begin Data supplied

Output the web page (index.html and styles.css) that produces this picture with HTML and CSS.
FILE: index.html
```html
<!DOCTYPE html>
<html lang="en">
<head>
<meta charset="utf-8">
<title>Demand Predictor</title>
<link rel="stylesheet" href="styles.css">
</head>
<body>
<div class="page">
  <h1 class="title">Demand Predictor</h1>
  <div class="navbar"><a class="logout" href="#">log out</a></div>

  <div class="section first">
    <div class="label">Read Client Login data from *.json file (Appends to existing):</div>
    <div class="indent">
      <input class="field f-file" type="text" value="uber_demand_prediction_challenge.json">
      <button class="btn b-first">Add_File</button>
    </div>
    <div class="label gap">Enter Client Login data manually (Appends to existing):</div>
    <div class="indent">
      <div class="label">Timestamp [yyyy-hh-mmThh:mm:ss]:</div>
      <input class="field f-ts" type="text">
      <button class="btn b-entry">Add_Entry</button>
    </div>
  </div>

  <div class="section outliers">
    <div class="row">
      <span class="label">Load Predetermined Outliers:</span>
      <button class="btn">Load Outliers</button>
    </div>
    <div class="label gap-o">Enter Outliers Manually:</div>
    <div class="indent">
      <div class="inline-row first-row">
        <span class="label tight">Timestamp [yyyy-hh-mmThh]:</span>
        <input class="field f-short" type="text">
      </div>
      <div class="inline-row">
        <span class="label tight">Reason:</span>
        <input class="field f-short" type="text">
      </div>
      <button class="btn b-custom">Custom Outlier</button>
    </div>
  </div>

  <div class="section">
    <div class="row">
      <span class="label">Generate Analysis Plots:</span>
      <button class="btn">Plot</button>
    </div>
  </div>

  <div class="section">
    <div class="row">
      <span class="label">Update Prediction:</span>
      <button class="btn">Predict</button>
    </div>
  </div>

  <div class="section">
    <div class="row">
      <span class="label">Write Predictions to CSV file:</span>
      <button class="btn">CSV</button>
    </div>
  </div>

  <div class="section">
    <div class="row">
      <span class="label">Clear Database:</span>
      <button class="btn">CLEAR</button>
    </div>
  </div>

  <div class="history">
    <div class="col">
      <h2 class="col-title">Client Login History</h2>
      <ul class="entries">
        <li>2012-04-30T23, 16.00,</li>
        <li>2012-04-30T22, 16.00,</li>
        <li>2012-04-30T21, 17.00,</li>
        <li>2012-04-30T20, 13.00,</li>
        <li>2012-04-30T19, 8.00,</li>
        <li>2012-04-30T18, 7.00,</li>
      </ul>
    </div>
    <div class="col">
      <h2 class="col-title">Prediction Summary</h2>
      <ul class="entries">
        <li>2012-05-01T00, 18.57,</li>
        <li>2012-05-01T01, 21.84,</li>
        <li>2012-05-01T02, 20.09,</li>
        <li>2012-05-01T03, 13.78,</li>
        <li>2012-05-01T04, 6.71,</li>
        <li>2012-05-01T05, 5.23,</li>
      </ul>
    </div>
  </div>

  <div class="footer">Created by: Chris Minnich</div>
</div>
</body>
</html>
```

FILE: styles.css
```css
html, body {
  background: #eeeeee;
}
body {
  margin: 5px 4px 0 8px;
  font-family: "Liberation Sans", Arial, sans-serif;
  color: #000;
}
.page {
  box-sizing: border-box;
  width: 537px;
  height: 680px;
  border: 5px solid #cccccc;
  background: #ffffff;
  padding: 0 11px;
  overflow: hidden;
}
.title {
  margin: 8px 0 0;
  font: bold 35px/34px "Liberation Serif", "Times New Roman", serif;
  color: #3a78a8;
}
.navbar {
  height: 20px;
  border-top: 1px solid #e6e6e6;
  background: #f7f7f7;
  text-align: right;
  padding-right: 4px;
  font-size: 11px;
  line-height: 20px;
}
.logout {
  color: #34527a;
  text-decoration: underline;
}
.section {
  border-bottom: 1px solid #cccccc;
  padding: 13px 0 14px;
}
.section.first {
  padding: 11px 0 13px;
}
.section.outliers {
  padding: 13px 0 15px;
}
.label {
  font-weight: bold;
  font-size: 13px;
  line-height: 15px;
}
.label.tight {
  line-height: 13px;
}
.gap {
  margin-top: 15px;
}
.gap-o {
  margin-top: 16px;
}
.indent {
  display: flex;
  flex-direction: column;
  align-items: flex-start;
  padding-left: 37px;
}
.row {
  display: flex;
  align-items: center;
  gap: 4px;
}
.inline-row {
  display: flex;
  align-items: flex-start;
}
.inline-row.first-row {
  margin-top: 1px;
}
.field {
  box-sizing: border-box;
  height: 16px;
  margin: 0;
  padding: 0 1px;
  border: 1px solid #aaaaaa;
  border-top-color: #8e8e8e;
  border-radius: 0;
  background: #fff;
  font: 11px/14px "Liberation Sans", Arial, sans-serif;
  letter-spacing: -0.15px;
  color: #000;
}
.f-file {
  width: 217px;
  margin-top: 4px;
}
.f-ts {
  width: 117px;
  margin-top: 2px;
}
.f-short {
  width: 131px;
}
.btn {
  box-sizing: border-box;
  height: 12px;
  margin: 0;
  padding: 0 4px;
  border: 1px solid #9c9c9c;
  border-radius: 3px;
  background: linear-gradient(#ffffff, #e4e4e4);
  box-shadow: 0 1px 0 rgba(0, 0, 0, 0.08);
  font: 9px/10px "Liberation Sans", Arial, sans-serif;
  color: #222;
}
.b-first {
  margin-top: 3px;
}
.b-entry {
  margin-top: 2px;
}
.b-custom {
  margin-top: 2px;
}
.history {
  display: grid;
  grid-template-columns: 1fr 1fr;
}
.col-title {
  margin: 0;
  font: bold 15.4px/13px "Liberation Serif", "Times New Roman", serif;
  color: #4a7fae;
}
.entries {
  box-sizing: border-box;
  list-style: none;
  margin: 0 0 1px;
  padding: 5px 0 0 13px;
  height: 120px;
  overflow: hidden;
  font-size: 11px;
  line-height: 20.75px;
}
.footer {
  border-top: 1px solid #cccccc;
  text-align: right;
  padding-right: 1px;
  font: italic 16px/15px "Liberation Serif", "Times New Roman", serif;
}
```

end Data supplied
begin Data supplied

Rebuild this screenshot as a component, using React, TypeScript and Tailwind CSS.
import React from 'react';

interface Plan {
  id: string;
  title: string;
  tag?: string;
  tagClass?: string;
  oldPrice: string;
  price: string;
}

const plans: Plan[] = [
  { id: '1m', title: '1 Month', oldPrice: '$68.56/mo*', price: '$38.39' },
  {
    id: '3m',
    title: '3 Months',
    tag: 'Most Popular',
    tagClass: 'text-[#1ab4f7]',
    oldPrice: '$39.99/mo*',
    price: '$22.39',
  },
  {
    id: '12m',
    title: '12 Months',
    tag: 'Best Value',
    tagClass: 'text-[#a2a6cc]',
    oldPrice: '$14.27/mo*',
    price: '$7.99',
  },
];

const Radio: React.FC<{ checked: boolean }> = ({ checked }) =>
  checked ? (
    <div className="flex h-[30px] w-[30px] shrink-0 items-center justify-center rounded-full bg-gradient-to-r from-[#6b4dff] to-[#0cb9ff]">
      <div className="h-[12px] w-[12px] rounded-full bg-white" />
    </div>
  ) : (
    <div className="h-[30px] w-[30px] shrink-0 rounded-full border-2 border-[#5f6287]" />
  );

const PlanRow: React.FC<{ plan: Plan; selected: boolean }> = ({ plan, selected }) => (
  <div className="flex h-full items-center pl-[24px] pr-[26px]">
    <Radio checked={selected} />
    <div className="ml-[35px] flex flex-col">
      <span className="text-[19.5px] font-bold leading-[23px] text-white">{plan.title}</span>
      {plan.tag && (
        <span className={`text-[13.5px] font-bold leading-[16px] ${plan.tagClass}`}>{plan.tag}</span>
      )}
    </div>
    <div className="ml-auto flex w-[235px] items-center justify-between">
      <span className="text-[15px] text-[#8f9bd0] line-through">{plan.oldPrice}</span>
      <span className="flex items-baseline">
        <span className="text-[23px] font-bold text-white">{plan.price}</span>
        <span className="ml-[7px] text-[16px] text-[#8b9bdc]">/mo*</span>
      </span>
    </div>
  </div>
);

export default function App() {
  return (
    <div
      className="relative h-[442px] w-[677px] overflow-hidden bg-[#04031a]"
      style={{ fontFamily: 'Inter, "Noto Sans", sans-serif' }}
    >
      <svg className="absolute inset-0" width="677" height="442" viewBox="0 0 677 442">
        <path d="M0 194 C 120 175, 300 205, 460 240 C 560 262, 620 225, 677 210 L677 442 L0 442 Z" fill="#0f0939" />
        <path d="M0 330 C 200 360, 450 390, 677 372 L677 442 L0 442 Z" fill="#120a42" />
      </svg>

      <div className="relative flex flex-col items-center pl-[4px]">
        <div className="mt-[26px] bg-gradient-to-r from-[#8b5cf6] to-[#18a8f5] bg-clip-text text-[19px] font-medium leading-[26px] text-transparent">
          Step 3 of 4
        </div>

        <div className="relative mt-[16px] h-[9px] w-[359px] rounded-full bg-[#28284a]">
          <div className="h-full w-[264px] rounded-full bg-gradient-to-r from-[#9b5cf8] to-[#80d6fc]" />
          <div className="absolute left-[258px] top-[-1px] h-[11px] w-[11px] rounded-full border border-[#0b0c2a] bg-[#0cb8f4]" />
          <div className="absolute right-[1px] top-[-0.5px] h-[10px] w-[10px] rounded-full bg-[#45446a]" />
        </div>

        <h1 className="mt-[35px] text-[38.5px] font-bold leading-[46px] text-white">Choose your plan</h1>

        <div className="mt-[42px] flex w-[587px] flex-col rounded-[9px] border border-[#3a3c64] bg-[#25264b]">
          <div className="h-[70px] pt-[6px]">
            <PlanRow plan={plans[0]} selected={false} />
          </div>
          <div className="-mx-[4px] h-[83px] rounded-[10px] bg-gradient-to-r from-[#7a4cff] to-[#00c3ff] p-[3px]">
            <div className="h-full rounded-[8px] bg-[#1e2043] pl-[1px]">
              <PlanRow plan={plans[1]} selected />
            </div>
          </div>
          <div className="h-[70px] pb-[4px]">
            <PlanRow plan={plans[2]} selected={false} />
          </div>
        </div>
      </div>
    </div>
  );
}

end Data supplied

* [Exercise directions]: Go through the records and gather the lines that hold "styles".

* [Solution]:
Output the web page (index.html and styles.css) that produces this picture with HTML and CSS.
<link rel="stylesheet" href="styles.css">
FILE: styles.css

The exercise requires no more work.